Hold your head high, mama. You're doing what's best for your family and no one gets to tell you differently. hug.gif

 

post #4 of 8
Thread Starter 

Thanks so much for these replies.  My DH thinks I'm a goddess for being so hands-on with DS and he's delighted with how he's turning out, I will worry about his opinion only, no one else's.  My chin is up, thanks a bunch!! Sheepish.gif

T

  

post #5 of 8

I think it sounds pretty great.  You get to stay home, but still get some regular time to yourself.

 

Don't feel guilty.  

 

Having time to yourself refreshes your batteries and makes you a better parent in the end.

 

And bon bons are yummy!

post #6 of 8

I started SAH when I found out I was pregnant with #1 and never looked back.  I've been SAH for 12 years now, even though both kids have been in full-time school for more than 4 years (DD is 11, DS is 10).  I've been lucky, I suppose, as I rarely find anyone who finds my SAH to be anything less than great.  And if people don't like it... I couldn't care less.  This is my life and my family, which means it is OUR decision.  I have never regretted SAH but I KNOW if I hadn't been a SAHM, or stopped now, I would regret it forever.  I just don't feel as though bringing home a paycheck validates me more than the things I do do - volunteering at the kids' school (multiple times/week), cleaning, cooking, baking, time to sew, garden, etc.  I am a mom, it's all I've ever wanted and I am going to enjoy it to the fullest.

 

Good luck, OP. 

post #7 of 8

While sometimes the day to day gets monotonous, I wouldn't have it any other way.

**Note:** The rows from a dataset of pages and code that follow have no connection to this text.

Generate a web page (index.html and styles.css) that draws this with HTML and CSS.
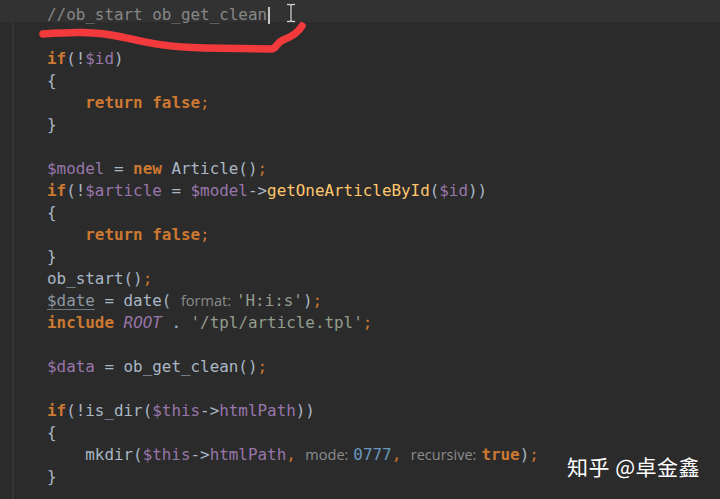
FILE: index.html
```html
<!DOCTYPE html>
<html lang="zh-CN">
<head>
    <meta charset="UTF-8">
    <title>ob_start ob_get_clean</title>
    <link rel="stylesheet" href="styles.css">
</head>
<body>
    <div class="editor">
        <div class="line current"><span class="cm">//ob_start ob_get_clean</span><span class="caret"></span></div>
        <div class="line"> </div>
        <div class="line"><span class="kw">if</span>(!<span class="var">$id</span>)</div>
        <div class="line">{</div>
        <div class="line">    <span class="kw">return false</span><span class="op">;</span></div>
        <div class="line">}</div>
        <div class="line"> </div>
        <div class="line"><span class="var">$model</span> = <span class="kw">new</span> Article()<span class="op">;</span></div>
        <div class="line"><span class="kw">if</span>(!<span class="var">$article</span> = <span class="var">$model</span>-&gt;<span class="fn">getOneArticleById</span>(<span class="var">$id</span>))</div>
        <div class="line">{</div>
        <div class="line">    <span class="kw">return false</span><span class="op">;</span></div>
        <div class="line">}</div>
        <div class="line">ob_start()<span class="op">;</span></div>
        <div class="line"><span class="unused">$date</span> = date( <span class="hint">format:</span><span class="str">'H:i:s'</span>)<span class="op">;</span></div>
        <div class="line"><span class="kw">include</span> <span class="const">ROOT</span> . <span class="str">'/tpl/article.tpl'</span><span class="op">;</span></div>
        <div class="line"> </div>
        <div class="line"><span class="var">$data</span> = ob_get_clean()<span class="op">;</span></div>
        <div class="line"> </div>
        <div class="line"><span class="kw">if</span>(!is_dir(<span class="var">$this</span>-&gt;<span class="var">htmlPath</span>))</div>
        <div class="line">{</div>
        <div class="line">    mkdir(<span class="var">$this</span>-&gt;<span class="var">htmlPath</span><span class="op">,</span> <span class="hint">mode:</span><span class="num">0777</span><span class="op">,</span> <span class="hint">recursive:</span><span class="kw">true</span>)<span class="op">;</span></div>
        <div class="line">}</div>
    </div>

    <!-- red pen mark under the comment -->
    <svg class="scribble" width="320" height="60" viewBox="0 0 320 60">
        <path d="M43 34 C 70 32, 95 31, 122 37 S 165 47, 205 48 L 272 49 C 277 48, 276 43, 283 40 C 291 37, 298 33, 302 26"
              fill="none" stroke="#f23a3c" stroke-width="7.5" stroke-linecap="round" stroke-linejoin="round"/>
    </svg>

    <!-- mouse text cursor -->
    <svg class="ibeam" width="12" height="20" viewBox="0 0 12 20">
        <path d="M2 1.5 H5 L6 2.5 L7 1.5 H10 M6 2.5 V17.5 M2 18.5 H5 L6 17.5 L7 18.5 H10"
              fill="none" stroke="#1e1e1e" stroke-width="3"/>
        <path d="M2 1.5 H5 L6 2.5 L7 1.5 H10 M6 2.5 V17.5 M2 18.5 H5 L6 17.5 L7 18.5 H10"
              fill="none" stroke="#d4d4d4" stroke-width="1.3"/>
    </svg>

    <div class="watermark">知乎 @卓金鑫</div>
</body>
</html>
```

FILE: styles.css
```css
body {
    margin: 0;
    background-color: #2b2b2b;
    overflow: hidden;
}
.editor {
    min-height: 100vh;
    padding-left: 47px;
    font-family: "DejaVu Sans Mono", "Liberation Mono", monospace;
    font-size: 15.9px;
    line-height: 22px;
    color: #a9b7c6;
    /* gutter separator */
    background: linear-gradient(to right, transparent 12px, #353535 12px, #353535 14px, transparent 14px);
}
.line {
    white-space: pre;
    height: 22px;
}
/* highlighted caret row */
.line.current {
    margin-left: -47px;
    padding-left: 47px;
    height: 18px;
    padding-top: 4px;
    margin-bottom: 4px;
    background-color: #323232;
}
.cm {
    color: #878787;
}
.caret {
    display: inline-block;
    width: 2px;
    height: 17px;
    margin-left: 1px;
    vertical-align: -4px;
    background-color: #c4c4c4;
}
.kw {
    color: #cc7832;
    font-weight: bold;
}
.op {
    color: #cc7832;
}
.var {
    color: #9876aa;
}
.fn {
    color: #ffc66d;
}
.const {
    color: #9876aa;
    font-style: italic;
}
.str {
    color: #939d8e;
}
.num {
    color: #6897bb;
}
.unused {
    color: #8c96a3;
    text-decoration: underline;
    text-decoration-color: #6f7780;
    text-underline-offset: 3px;
}
/* inline parameter hints */
.hint {
    font-family: "Open Sans", "Liberation Sans", sans-serif;
    font-size: 14.5px;
    color: #8c8c8c;
    padding: 0 5px 0 0;
}
.scribble {
    position: absolute;
    left: 0;
    top: 0;
}
.ibeam {
    position: absolute;
    left: 285px;
    top: 3px;
}
.watermark {
    position: absolute;
    left: 567px;
    top: 454px;
    font-family: "Noto Sans CJK SC", sans-serif;
    font-size: 21px;
    line-height: 24px;
    color: #ffffff;
    letter-spacing: 0.5px;
}
```
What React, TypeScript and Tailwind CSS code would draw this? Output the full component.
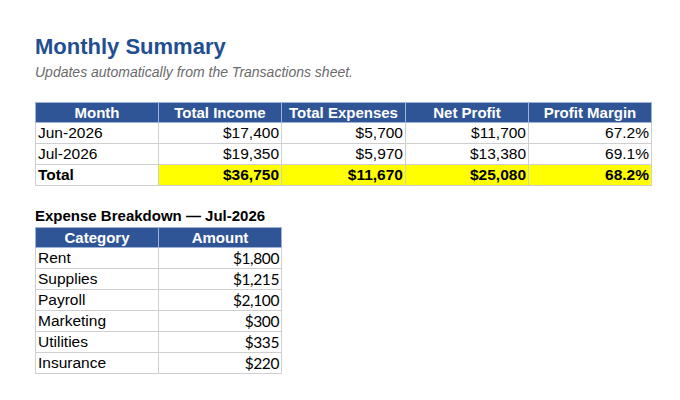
import React from "react";

const SUMMARY = [
  { month: "Jun-2026", income: "$17,400", expenses: "$5,700", profit: "$11,700", margin: "67.2%" },
  { month: "Jul-2026", income: "$19,350", expenses: "$5,970", profit: "$13,380", margin: "69.1%" },
];

const TOTAL = { income: "$36,750", expenses: "$11,670", profit: "$25,080", margin: "68.2%" };

const BREAKDOWN = [
  { category: "Rent", amount: "$1,800" },
  { category: "Supplies", amount: "$1,215" },
  { category: "Payroll", amount: "$2,100" },
  { category: "Marketing", amount: "$300" },
  { category: "Utilities", amount: "$335" },
  { category: "Insurance", amount: "$220" },
];

const HEADERS = ["Month", "Total Income", "Total Expenses", "Net Profit", "Profit Margin"];

const th = "h-[20px] p-0 border border-[#9fb3d6] bg-[#2f5597] text-white font-bold text-[15px] leading-[18px] text-center";
const td = "h-[21px] p-0 px-[2px] border border-[#cfcfcf] text-[15.5px] leading-[18px] text-black";

export default function App() {
  return (
    <div className="w-[680px] h-[400px] bg-white pl-[35px] pt-[34px] font-['Liberation_Sans',Arial,sans-serif]">
      <h1 className="text-[22px] leading-[26px] font-bold text-[#1f4e91]">Monthly Summary</h1>
      <p className="mt-[2px] text-[14px] leading-[20px] italic text-[#6b6b6b]">
        Updates automatically from the Transactions sheet.
      </p>

      <table className="mt-[20px] w-[616px] table-fixed border-collapse">
        <colgroup>
          <col className="w-[123px]" />
          <col className="w-[123px]" />
          <col className="w-[124px]" />
          <col className="w-[123px]" />
          <col className="w-[123px]" />
        </colgroup>
        <thead>
          <tr>
            {HEADERS.map((h) => (
              <th key={h} className={th}>
                {h}
              </th>
            ))}
          </tr>
        </thead>
        <tbody>
          {SUMMARY.map((r) => (
            <tr key={r.month}>
              <td className={`${td} text-left`}>{r.month}</td>
              <td className={`${td} text-right`}>{r.income}</td>
              <td className={`${td} text-right`}>{r.expenses}</td>
              <td className={`${td} text-right`}>{r.profit}</td>
              <td className={`${td} text-right`}>{r.margin}</td>
            </tr>
          ))}
          <tr className="font-bold">
            <td className={`${td} text-left`}>Total</td>
            <td className={`${td} text-right bg-[#ffff00]`}>{TOTAL.income}</td>
            <td className={`${td} text-right bg-[#ffff00]`}>{TOTAL.expenses}</td>
            <td className={`${td} text-right bg-[#ffff00]`}>{TOTAL.profit}</td>
            <td className={`${td} text-right bg-[#ffff00]`}>{TOTAL.margin}</td>
          </tr>
        </tbody>
      </table>

      <h2 className="mt-[21px] text-[15px] leading-[18px] font-bold text-black">
        Expense Breakdown — Jul-2026
      </h2>
      <table className="mt-[2px] w-[246px] table-fixed border-collapse">
        <colgroup>
          <col className="w-[123px]" />
          <col className="w-[123px]" />
        </colgroup>
        <thead>
          <tr>
            <th className={th}>Category</th>
            <th className={th}>Amount</th>
          </tr>
        </thead>
        <tbody>
          {BREAKDOWN.map((r) => (
            <tr key={r.category}>
              <td className={`${td} text-left`}>{r.category}</td>
              <td className={`${td} text-right font-['Lato',sans-serif] text-[14px] tracking-[-0.4px]`}>
                {r.amount}
              </td>
            </tr>
          ))}
        </tbody>
      </table>
    </div>
  );
}
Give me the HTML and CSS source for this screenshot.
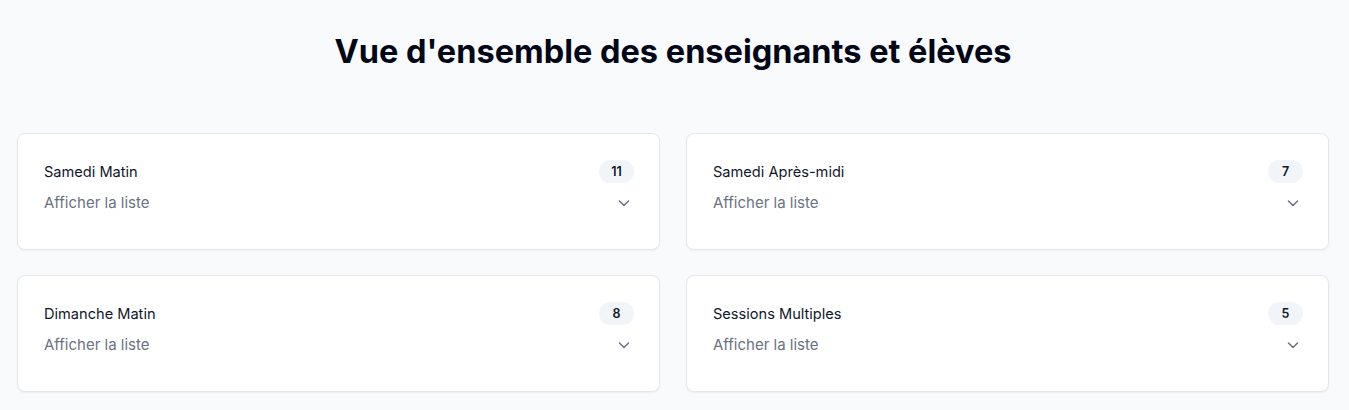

I do feel blessed to be able to stay at home. I know there are people out there that simply cannot afford for one parent to be at home(I mean truly not afford basic needs, food clothing, etc..not the parents that have that way of living that they've gotten used to and don't want to give up). I know there are probably people that believe I sit around all day and do nothing with only one child to care for, an easy one at that, but it's far from that. I manage to get the house clean, make healthy meals, have some "me" time, do a good job disciplining, etc, but that's about it. I know I won't be that on top of everything when the second LO arrives! ha ha. Don't feel bad..it's a good thing!

post #8 of 8

I just wanted to say that children need to be taken care of. So, it's someone else who may not even care about your kid, or you. At minimum, you are a caregiver and educator to you little ones.

 

You don't have to be employed to have an impact on society!